Going further ahead Sri Kameshwar Kamati from the same area said that when the embankment was breached last year, the local administration did not lodge the first information report. They simply kept on saying that the embankment had been breached. And the political leaders kept on saying that the anti-social elements had breached it. And that was that.

‘What is more’, he further said, “I am from an area that is technically flood-free. During 1987 floods water entered into my house and rose to waist level and knocked it down; I am yet to rebuild it. There are hundreds and thousands like me who are not able to rebuild their houses. So this is how things are like in the so-called flood-free areas.”

Sri Sampat Lal and Digambarjee (Dist.-Madhubani) from Nirmala and Khairi respectively described the plight of their villages thereafter.
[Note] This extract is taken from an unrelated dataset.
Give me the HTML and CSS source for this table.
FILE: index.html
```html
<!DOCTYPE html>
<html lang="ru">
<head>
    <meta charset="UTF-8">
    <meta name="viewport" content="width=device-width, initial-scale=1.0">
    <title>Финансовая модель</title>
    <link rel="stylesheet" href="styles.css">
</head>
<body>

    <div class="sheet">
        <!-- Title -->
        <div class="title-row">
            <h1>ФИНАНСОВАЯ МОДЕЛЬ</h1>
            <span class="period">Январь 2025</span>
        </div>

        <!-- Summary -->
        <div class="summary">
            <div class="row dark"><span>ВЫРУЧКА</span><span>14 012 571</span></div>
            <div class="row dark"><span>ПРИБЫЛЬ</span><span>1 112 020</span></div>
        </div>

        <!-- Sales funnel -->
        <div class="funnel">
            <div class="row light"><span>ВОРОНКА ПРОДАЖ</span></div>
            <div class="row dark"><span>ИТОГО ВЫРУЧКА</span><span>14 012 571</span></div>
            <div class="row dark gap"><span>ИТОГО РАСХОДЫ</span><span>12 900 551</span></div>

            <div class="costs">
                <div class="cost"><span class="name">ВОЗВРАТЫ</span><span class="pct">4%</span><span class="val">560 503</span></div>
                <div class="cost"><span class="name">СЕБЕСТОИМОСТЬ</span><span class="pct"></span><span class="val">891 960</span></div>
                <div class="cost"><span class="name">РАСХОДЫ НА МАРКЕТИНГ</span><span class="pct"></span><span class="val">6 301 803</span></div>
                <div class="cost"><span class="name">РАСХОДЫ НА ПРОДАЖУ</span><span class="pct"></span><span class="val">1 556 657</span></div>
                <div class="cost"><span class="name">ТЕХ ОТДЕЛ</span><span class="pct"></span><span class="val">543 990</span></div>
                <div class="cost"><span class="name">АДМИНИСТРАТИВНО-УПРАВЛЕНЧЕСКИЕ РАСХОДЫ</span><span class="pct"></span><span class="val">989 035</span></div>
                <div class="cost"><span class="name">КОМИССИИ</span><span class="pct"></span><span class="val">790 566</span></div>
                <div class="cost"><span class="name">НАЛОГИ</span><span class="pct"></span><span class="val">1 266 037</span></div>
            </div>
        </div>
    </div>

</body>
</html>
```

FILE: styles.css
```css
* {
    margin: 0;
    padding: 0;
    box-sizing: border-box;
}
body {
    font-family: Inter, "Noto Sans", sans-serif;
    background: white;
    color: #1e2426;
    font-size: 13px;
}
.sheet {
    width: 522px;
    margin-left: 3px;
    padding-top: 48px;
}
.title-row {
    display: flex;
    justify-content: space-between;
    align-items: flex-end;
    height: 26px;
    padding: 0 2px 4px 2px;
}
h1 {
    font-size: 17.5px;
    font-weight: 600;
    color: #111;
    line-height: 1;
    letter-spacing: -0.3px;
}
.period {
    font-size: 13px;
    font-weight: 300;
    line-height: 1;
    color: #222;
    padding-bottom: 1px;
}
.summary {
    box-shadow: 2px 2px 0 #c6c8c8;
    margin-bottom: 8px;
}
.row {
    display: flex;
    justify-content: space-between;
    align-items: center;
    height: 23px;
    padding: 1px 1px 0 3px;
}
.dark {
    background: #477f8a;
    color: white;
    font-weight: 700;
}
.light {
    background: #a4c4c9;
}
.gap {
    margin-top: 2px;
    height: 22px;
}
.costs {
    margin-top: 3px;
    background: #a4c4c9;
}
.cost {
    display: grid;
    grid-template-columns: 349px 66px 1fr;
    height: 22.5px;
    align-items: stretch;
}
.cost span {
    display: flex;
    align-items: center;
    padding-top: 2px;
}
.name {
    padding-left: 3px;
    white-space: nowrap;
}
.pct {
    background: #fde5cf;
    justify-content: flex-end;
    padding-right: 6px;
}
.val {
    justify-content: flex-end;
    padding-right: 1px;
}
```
They also recounted how they got a bit of relief from waterlogging in their secure area when the flood waters breached the embankment at some places and people breached it at some others. They said that farming was revived in their villages nearly after 20 years as a result of this.
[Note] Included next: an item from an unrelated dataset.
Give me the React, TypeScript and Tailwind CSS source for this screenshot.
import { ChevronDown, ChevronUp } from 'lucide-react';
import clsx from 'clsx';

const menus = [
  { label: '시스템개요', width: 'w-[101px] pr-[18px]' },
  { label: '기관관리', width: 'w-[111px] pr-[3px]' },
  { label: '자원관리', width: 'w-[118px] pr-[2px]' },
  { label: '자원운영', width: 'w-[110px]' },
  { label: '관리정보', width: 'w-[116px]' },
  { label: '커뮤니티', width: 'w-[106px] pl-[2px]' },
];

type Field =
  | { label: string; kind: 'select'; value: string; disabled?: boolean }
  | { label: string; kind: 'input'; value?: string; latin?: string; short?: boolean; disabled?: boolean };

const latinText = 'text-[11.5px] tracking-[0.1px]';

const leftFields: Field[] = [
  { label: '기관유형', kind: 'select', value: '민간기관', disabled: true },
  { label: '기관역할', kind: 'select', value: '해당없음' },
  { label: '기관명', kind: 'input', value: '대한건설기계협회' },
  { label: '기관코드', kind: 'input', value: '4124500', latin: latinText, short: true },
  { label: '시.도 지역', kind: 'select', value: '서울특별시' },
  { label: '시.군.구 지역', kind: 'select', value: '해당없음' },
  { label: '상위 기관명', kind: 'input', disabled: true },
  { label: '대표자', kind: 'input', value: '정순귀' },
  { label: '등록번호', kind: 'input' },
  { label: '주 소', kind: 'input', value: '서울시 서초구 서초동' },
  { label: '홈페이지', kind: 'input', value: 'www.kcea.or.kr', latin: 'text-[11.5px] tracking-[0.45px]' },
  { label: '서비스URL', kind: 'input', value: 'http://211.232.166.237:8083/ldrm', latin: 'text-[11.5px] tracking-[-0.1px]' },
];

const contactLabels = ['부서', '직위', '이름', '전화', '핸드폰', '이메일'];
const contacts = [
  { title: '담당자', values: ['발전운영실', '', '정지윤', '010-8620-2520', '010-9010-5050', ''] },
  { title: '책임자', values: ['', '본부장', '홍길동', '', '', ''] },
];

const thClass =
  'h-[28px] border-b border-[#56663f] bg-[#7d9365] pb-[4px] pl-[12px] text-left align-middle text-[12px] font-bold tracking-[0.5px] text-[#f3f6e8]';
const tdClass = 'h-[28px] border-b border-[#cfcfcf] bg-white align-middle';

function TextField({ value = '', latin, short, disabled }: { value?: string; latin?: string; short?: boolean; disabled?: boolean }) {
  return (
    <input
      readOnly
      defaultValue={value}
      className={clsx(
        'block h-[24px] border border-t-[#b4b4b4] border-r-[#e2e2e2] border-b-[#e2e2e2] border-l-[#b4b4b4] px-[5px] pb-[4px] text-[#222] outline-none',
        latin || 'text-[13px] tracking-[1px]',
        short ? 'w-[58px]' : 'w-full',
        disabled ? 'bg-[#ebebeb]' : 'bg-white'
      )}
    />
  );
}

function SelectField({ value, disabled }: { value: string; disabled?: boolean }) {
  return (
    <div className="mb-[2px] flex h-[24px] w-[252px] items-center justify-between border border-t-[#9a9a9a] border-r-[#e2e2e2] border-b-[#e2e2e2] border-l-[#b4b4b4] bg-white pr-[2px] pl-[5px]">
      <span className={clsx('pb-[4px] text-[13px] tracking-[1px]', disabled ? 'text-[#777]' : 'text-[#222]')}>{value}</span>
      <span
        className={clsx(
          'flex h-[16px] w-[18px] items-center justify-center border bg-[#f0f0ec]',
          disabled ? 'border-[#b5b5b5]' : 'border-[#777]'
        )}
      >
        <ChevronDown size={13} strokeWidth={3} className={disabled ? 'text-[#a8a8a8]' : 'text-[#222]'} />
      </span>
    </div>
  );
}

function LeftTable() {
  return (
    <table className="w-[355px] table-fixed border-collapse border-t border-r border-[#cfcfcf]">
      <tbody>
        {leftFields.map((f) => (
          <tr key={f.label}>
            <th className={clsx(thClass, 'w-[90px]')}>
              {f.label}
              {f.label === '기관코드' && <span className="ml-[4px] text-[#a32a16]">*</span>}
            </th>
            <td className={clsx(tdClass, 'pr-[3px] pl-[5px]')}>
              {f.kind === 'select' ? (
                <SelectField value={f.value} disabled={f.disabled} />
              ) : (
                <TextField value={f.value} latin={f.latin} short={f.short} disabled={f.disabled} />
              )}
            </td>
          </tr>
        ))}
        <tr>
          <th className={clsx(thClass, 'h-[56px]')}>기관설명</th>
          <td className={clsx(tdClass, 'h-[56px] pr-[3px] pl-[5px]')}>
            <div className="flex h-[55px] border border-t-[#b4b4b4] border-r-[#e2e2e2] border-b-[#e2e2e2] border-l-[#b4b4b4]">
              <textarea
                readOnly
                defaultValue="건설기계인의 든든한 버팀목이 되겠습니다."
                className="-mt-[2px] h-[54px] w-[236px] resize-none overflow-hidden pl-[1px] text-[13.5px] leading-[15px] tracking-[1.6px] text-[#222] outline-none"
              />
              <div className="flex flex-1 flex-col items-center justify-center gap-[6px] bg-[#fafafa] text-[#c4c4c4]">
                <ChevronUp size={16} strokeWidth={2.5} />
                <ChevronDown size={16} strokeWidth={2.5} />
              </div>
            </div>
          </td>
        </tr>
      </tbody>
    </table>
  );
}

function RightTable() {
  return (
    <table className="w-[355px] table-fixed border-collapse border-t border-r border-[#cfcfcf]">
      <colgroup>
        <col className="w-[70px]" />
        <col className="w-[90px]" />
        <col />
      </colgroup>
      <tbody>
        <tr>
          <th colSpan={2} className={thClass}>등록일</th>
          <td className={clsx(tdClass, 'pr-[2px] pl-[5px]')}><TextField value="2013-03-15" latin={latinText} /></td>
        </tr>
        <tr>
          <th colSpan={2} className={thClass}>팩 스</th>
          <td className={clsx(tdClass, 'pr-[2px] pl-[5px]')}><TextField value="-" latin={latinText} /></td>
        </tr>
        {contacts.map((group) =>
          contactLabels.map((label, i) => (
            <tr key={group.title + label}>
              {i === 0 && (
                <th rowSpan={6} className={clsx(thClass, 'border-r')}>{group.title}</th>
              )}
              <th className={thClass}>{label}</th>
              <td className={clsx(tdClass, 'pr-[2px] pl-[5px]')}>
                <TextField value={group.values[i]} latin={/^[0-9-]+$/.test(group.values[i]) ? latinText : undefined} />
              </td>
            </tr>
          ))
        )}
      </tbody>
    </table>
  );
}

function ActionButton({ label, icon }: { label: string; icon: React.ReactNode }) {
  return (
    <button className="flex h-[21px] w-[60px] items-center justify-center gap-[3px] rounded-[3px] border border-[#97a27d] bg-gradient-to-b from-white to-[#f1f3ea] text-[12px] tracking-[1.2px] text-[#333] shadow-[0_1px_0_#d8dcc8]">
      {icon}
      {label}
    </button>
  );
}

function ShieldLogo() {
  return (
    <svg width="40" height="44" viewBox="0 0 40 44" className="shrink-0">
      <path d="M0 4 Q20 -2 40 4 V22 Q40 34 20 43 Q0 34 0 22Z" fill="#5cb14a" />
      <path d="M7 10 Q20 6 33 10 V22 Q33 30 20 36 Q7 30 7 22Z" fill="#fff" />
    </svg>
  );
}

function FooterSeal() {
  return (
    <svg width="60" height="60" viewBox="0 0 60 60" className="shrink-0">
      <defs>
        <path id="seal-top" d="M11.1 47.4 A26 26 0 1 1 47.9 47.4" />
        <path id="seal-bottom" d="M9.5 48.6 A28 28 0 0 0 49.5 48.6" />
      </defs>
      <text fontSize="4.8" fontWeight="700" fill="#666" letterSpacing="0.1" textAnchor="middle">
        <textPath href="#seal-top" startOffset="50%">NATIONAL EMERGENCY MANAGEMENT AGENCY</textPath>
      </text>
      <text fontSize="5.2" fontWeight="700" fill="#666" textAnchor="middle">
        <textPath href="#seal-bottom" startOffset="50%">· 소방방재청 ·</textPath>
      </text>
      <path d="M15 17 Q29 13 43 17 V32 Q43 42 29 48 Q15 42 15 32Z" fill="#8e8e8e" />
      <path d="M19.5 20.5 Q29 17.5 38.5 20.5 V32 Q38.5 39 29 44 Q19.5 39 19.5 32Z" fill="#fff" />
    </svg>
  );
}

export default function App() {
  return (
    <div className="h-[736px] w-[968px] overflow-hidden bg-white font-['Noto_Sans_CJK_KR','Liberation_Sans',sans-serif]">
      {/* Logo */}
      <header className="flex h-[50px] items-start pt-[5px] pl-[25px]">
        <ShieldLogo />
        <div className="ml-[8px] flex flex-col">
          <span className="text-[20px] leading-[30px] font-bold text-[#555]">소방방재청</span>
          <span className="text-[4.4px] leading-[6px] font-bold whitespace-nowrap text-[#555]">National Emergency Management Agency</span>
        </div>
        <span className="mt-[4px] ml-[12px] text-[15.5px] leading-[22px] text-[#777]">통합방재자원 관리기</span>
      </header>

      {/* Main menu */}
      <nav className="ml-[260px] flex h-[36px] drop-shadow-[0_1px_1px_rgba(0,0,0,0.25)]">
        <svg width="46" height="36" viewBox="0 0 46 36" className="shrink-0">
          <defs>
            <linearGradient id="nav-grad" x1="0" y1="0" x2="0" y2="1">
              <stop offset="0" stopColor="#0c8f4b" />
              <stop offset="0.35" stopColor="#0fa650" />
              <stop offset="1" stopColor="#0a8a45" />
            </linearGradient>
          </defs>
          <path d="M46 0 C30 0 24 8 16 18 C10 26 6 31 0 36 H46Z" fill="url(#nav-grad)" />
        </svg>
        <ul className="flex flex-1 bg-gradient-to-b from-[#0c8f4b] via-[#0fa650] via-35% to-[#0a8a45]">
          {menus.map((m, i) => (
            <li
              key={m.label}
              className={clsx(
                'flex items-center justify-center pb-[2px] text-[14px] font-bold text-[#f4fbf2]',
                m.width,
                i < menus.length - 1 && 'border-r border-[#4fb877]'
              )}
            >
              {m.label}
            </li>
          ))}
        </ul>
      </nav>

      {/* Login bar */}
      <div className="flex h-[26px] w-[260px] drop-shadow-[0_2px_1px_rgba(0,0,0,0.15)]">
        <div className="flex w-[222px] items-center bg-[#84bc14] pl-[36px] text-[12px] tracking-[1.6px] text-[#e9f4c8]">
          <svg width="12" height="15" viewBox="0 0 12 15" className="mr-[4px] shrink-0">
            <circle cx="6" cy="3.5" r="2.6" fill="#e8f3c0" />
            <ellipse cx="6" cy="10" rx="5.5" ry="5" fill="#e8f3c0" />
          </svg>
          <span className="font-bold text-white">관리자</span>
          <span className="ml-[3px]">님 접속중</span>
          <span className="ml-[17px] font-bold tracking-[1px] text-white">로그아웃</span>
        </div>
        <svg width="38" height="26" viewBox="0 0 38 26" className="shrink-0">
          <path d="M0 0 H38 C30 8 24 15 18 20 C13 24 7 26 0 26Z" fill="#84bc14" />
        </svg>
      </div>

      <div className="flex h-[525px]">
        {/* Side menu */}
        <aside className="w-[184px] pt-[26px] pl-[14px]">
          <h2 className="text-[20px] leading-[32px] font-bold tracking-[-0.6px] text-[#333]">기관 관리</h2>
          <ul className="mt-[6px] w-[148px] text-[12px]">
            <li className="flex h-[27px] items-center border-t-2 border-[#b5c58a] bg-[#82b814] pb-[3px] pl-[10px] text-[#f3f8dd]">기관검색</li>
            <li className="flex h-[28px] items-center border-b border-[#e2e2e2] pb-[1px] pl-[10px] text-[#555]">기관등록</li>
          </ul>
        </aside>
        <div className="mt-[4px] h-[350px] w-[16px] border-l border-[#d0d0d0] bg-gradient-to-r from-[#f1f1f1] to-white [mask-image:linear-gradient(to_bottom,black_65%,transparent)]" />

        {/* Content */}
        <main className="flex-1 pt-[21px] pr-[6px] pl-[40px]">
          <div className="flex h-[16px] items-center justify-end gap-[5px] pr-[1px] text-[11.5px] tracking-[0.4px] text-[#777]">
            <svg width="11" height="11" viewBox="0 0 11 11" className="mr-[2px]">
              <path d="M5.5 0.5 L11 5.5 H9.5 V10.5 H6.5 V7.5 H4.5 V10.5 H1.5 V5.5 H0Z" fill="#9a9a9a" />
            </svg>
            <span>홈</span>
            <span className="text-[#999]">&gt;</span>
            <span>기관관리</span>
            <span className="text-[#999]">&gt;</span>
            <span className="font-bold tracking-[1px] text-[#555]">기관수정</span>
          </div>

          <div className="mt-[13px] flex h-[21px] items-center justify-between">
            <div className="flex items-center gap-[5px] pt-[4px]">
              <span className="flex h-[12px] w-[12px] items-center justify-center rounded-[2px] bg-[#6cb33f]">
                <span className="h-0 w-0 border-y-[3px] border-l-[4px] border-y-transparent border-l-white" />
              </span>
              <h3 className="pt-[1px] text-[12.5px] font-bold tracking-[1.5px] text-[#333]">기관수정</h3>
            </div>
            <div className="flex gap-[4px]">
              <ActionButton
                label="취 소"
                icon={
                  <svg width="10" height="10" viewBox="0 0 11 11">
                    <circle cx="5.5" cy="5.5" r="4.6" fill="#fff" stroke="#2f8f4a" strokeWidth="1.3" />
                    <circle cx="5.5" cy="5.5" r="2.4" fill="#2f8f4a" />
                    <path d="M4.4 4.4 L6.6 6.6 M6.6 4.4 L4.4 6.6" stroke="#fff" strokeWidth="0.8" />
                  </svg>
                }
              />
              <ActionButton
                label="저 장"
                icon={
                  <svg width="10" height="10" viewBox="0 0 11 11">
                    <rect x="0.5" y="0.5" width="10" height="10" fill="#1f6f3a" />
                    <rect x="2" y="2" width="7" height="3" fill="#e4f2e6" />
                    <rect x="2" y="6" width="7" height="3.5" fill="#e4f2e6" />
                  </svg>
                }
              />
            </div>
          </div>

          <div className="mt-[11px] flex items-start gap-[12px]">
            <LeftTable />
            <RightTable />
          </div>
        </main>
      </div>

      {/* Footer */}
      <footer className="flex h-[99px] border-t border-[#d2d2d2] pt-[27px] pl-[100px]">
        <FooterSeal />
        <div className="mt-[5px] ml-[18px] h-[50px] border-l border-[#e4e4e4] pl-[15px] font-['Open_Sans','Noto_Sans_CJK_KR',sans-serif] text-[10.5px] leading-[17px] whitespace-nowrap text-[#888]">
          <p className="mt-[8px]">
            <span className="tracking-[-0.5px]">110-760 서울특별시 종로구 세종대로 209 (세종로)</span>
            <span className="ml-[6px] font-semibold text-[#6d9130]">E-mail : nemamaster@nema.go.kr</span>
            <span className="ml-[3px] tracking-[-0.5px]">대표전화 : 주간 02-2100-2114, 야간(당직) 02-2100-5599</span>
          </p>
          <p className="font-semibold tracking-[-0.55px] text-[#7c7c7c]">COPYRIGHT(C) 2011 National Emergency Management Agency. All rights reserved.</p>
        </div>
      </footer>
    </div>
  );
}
Sri Dinesh Kumar Mishra intervened at this point and said that, in fact, the options are very limited indeed, for the area Sri Deonath Devan, Kameshwar Kamati, Sampat Lal or Digambarjee have talked about would get inundated by the waters of Gehuma, Sugarve or Supain even if it is spared by Kamala and Kosi. The reason is obvious : the level of river bed is higher that of the outlying land, and sluice gates, if there are any, are hardly ever functional.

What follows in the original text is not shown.